### Provided data
--- BEGIN ---

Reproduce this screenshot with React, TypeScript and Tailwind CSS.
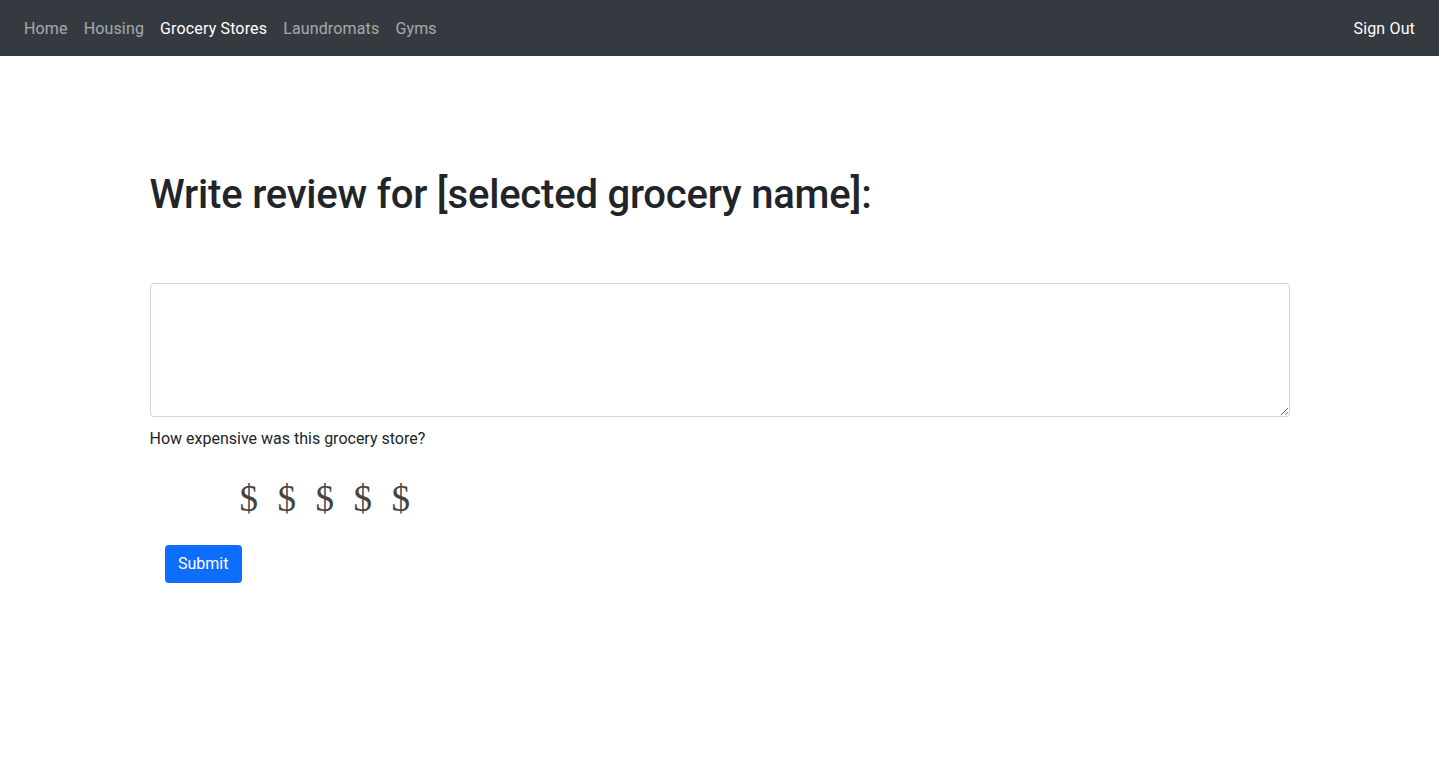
const NAV_LINKS = [
  { label: "Home", active: false },
  { label: "Housing", active: false },
  { label: "Grocery Stores", active: true },
  { label: "Laundromats", active: false },
  { label: "Gyms", active: false },
];

export default function App() {
  return (
    <div className="min-h-screen bg-white font-['Roboto','Liberation_Sans',sans-serif] text-[#212529]">
      <nav className="flex h-14 items-center justify-between bg-[#343a40] px-4 pt-[2px] tracking-[0.15px]">
        <ul className="flex items-center">
          {NAV_LINKS.map((l) => (
            <li key={l.label}>
              <a
                href="#"
                className={
                  l.active
                    ? "block px-2 text-base text-white"
                    : "block px-2 text-base text-white/55"
                }
              >
                {l.label}
              </a>
            </li>
          ))}
        </ul>
        <a href="#" className="px-2 text-base text-white">
          Sign Out
        </a>
      </nav>

      <main className="mx-auto w-[1140px] pt-[115px]">
        <h1 className="text-[40px] font-medium leading-[1.2] tracking-[-0.2px]">
          Write review for [selected grocery name]:
        </h1>

        <form className="mt-[64px]" onSubmit={(e) => e.preventDefault()}>
          <textarea className="block h-[134px] w-full rounded-[4px] border border-[#ced4da] px-3 py-1.5 text-base" />
          <p className="mt-[10px] text-base leading-6">How expensive was this grocery store?</p>

          <div className="mt-[29px] flex gap-[19.5px] pl-[90px] font-['Liberation_Serif',serif] text-[37px] leading-none text-[#444]">
            {[1, 2, 3, 4, 5].map((n) => (
              <span key={n} className="cursor-pointer">
                $
              </span>
            ))}
          </div>

          <button
            type="submit"
            className="ml-[15px] mt-[28px] h-[38px] rounded-[4px] bg-[#0d6efd] px-[13.5px] text-base text-white"
          >
            Submit
          </button>
        </form>
      </main>
    </div>
  );
}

--- END ---

### Given instruction
Look through the data and gather every line with the string "this" in it.

### Expected answer
Reproduce this screenshot with React, TypeScript and Tailwind CSS.
          <p className="mt-[10px] text-base leading-6">How expensive was this grocery store?</p>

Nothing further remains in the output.